Under Brazil’s constitution, two-thirds of the lower house of Congress must approve impeachment proceedings. If the grounds are criminal, the Supreme Court decides. The Senate rules on charges of “responsibility” such as neglect.

‘Very Challenging’

While a growing scandal and deteriorating economy will further pressure the real and increase volatility in the equity market, the currency and economic outlook should gradually improve, Jorge Mariscal, emerging markets chief investment officer at UBS Wealth Management, said by phone.

“Our base scenario is that some of this noise will dissipate and Levy will achieve a significant chunk of his target,” Mariscal said. “If you had hundreds of thousands of people in the streets and opposition parties saw a clear benefit from it, impeachment could potentially happen, though it would still face very challenging legal headwinds.”

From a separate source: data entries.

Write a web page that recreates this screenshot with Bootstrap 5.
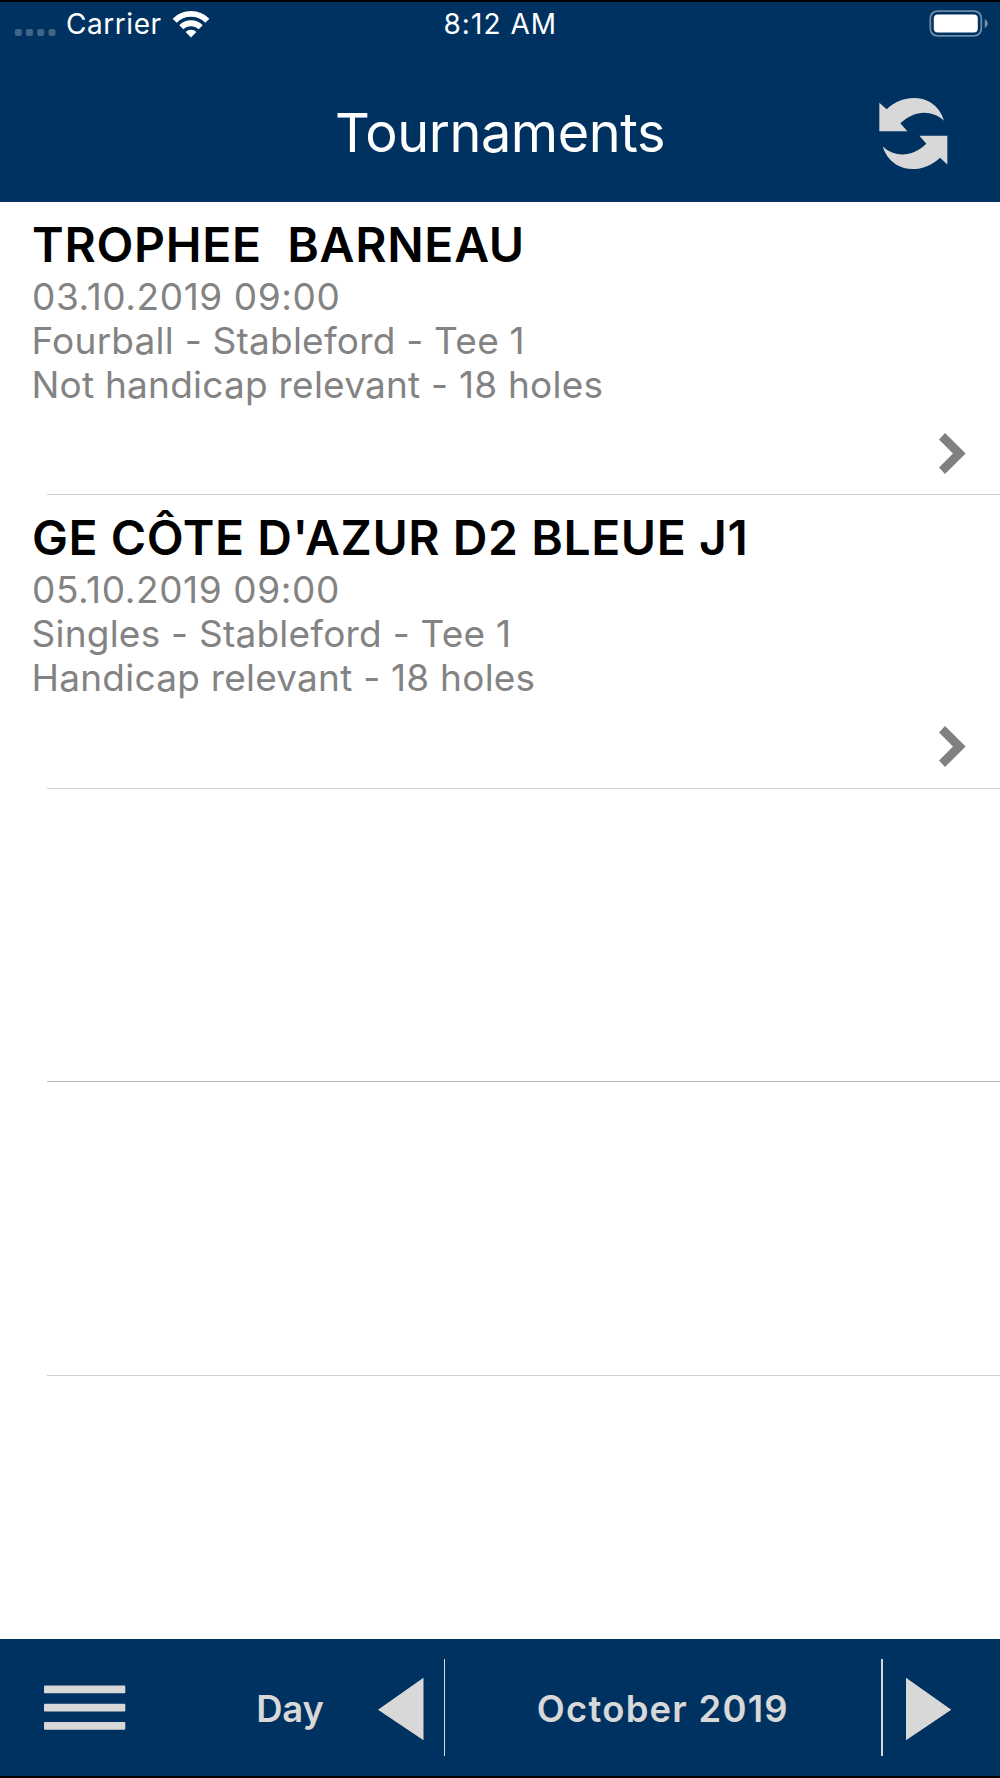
<!doctype html>
<html lang="en">
<head>
<meta charset="utf-8">
<meta name="viewport" content="width=device-width, initial-scale=1">
<title>Tournaments</title>
<link href="https://cdn.jsdelivr.net/npm/bootstrap@5.3.0/dist/css/bootstrap.min.css" rel="stylesheet">
<style>
  :root { --navy: #003261; --silver: #d8d8d8; }
  body { font-family: "Inter", "Liberation Sans", sans-serif; background: #fff; }
  svg { display: block; flex: none; }
  .phone { height: 1778px; }
  .app-head { height: 201.6px; background: var(--navy); border-top: 2px solid #000; color: #fff; }
  .status { height: 44px; padding: 8px 0 0 14px; font-size: 28px; line-height: 28px; display: grid; grid-template-columns: 430.5px 1fr auto; }
  .carrier { letter-spacing: .55px; margin-left: 10px; }
  .clock { letter-spacing: 1.05px; margin-left: -1px; }
  .wifi { margin: -1px 0 0 10.4px; }
  .battery { margin: -1px 9.5px 0 0; }
  .title-bar { display: grid; grid-template-columns: 1fr auto 1fr; padding: 50px 52px 0 52px; }
  .title-bar h1 { grid-column: 2; font-size: 54px; line-height: 60px; font-weight: 400; letter-spacing: -.42px; margin: 7px 0 0; }
  .title-bar svg { justify-self: end; margin-right: -1px; }
  .entry { height: 293.67px; padding: 15.2px 0 0 32px; background: linear-gradient(#d0d0d0, #d0d0d0) 47px 100% / 100% 1.4px no-repeat; }
  .entry.dark-line { background-image: linear-gradient(#bcbcbc, #bcbcbc); }
  .entry h2 { font-size: 48px; line-height: 56px; font-weight: 600; letter-spacing: .7px; margin: 0 0 2px; white-space: pre; color: #000; }
  .entry h2.tight { letter-spacing: .58px; }
  .entry p { font-size: 37px; line-height: 43.9px; margin: 0 0 0 -.5px; color: #838383; letter-spacing: .23px; }
  .entry p.when { letter-spacing: .6px; margin-left: 0; }
  .entry svg { margin: 13px 34px 0 auto; }
  .app-foot { height: 138.6px; background: var(--navy); border-bottom: 2px solid #000; color: var(--silver); font-size: 36.4px; font-weight: 600; line-height: 44px; padding-left: 43.7px; }
  .rule { width: 1.5px; height: 97px; background: var(--silver); flex: none; margin-top: -.5px; }
  .foot-text { padding-top: 2px; }
  .day { margin-left: 130.5px; width: 121.8px; letter-spacing: -.1px; }
  .month { width: 436.3px; letter-spacing: 1.25px; text-align: center; padding-right: 1px; }
  .arrow { margin-top: 2px; }
</style>
<script src="https://cdn.jsdelivr.net/npm/bootstrap@5.3.0/dist/js/bootstrap.bundle.min.js"></script>
</head>
<body>
<div class="phone d-flex flex-column overflow-hidden">
  <header class="app-head flex-shrink-0">
    <div class="status">
      <div class="d-flex align-items-start">
        <svg width="42" height="28" viewBox="0 0 42 28" fill="#406587"><rect x=".8" y="19" width="7" height="7" rx="2"/><rect x="12" y="19" width="7" height="7" rx="2"/><rect x="23.2" y="19" width="7" height="7" rx="2"/><rect x="34.5" y="19" width="7" height="7" rx="2"/></svg>
        <span class="carrier">Carrier</span>
        <svg class="wifi" width="38" height="29" viewBox="0 0 38 29" fill="none" stroke="#fff" stroke-width="5.8"><path d="M2.7 11.7a23.1 23.1 0 0 1 32.6 0"/><path d="M9.3 18.3a13.7 13.7 0 0 1 19.4 0"/><path d="M19 28.6l-5.4-5.6a7.8 7.8 0 0 1 10.8 0z" fill="#fff" stroke="none"/></svg>
      </div>
      <div class="clock">8:12 AM</div>
      <svg class="battery" width="62" height="29" viewBox="0 0 62 29"><rect x="1.3" y="2.2" width="51" height="24.6" rx="7" fill="none" stroke="#6d8aa6" stroke-width="1.8"/><rect x="4.8" y="5.4" width="44" height="18.2" rx="4" fill="#fff"/><path d="M55.8 10q3 1.6 3 4.6t-3 4.6z" fill="#7892ab"/></svg>
    </div>
    <div class="title-bar">
      <h1>Tournaments</h1>
      <svg width="70" height="74" viewBox="57 288 210 222" fill="#d8d8d8"><path id="turn" d="M58 308L80 328C120 289 176 286 211 307Q241 326 252 362C215 328 162 330 121 370L142 394H58Z"/><use href="#turn" transform="rotate(180 160 400.7)"/></svg>
    </div>
  </header>
  <main class="flex-grow-1 overflow-hidden">
    <article class="entry">
      <h2>TROPHEE  BARNEAU</h2>
      <p class="when">03.10.2019 09:00</p>
      <p>Fourball - Stableford - Tee 1</p>
      <p>Not handicap relevant - 18 holes</p>
      <svg width="28" height="57" viewBox="0 0 28 57"><path d="M1 19.500l6-6.500 20.600 20.500L7 54l-6-6.500L15 33.500z" fill="#808080"/></svg>
    </article>
    <article class="entry">
      <h2 class="tight">GE CÔTE D'AZUR D2 BLEUE J1</h2>
      <p class="when">05.10.2019 09:00</p>
      <p>Singles - Stableford - Tee 1</p>
      <p>Handicap relevant - 18 holes</p>
      <svg width="28" height="57" viewBox="0 0 28 57"><path d="M1 19.500l6-6.500 20.600 20.500L7 54l-6-6.500L15 33.500z" fill="#808080"/></svg>
    </article>
    <div class="entry dark-line"></div>
    <div class="entry"></div>
  </main>
  <footer class="app-foot d-flex align-items-center flex-shrink-0">
    <svg width="82" height="46" viewBox="0 0 82 46" fill="#d8d8d8"><rect y=".5" width="81.3" height="7.8" rx="1"/><rect y="18.7" width="81.3" height="7.8" rx="1"/><rect y="36.9" width="81.3" height="7.8" rx="1"/></svg>
    <span class="foot-text day">Day</span>
    <svg class="arrow" width="65.7" height="64" viewBox="0 0 65.7 64"><path d="M0 32.800L45.500 .7v62.600z" fill="#d8d8d8"/></svg>
    <span class="rule"></span>
    <span class="foot-text month">October 2019</span>
    <span class="rule"></span>
    <svg class="arrow" width="70" height="64" viewBox="0 0 70 64"><path d="M68.300 32.800L23 .7v62.600z" fill="#d8d8d8"/></svg>
  </footer>
</div>
</body>
</html>
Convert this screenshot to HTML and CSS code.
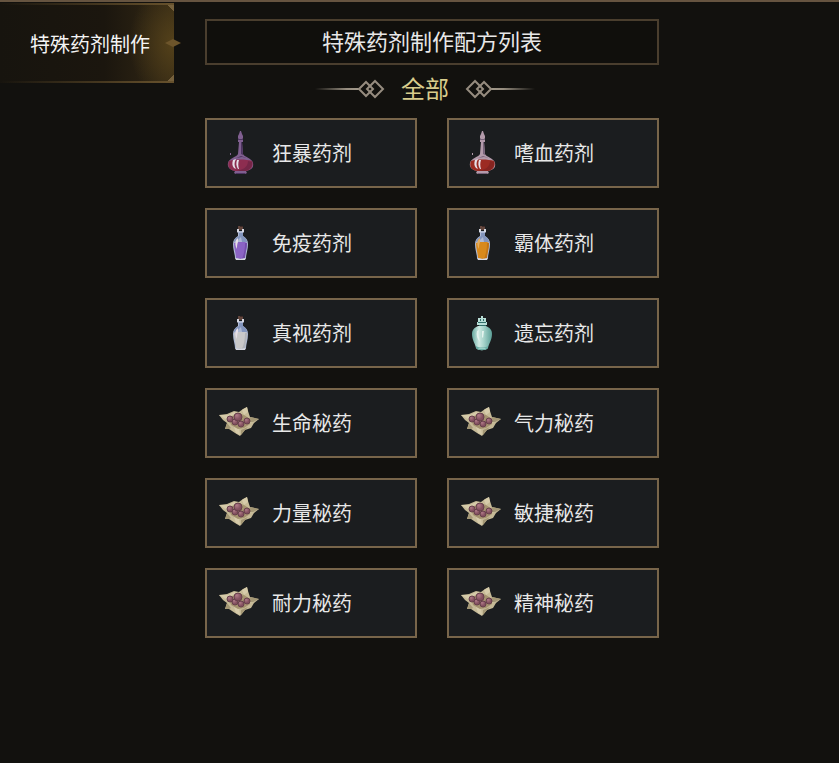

Unlike her predecessor Luiz Inacio Lula da Silva, Rousseff lacks the charisma and economic track-record that helped him bounce back from threats of impeachment in a 2005 cash-for-votes scandal to be re-elected a year later, according to Nicholas Spiro, managing director at Spiro Sovereign Strategy.

‘Hornets Nest’

There is “a hornets nest of political, financial and economic problems at a time when Brazil’s investment grade status is hanging by a thread,” Spiro said by phone.

More than three-quarters of respondents in a Feb. 3-5 Datafolha poll said Rousseff knew about the corruption and either let it happen or couldn’t do anything to stop it.

In the run-up to this weekend’s protests, former President Fernando Henrique Cardoso said in an interview with Estado de S. Paulo newspaper that his PSDB party, the country’s main opposition force, had no intention of pursuing an impeachment, which he considered undesirable and unlikely.

“Impeachment is like an atomic bomb. It’s for deterrence, not to be used,” Cardoso said.

That constant threat and the prospect of growing protests will be enough to keep investors on edge for some time, said Spiro.

“It’s hard to see a ray of light here, a recovery of her authority to push the economic agenda forward.”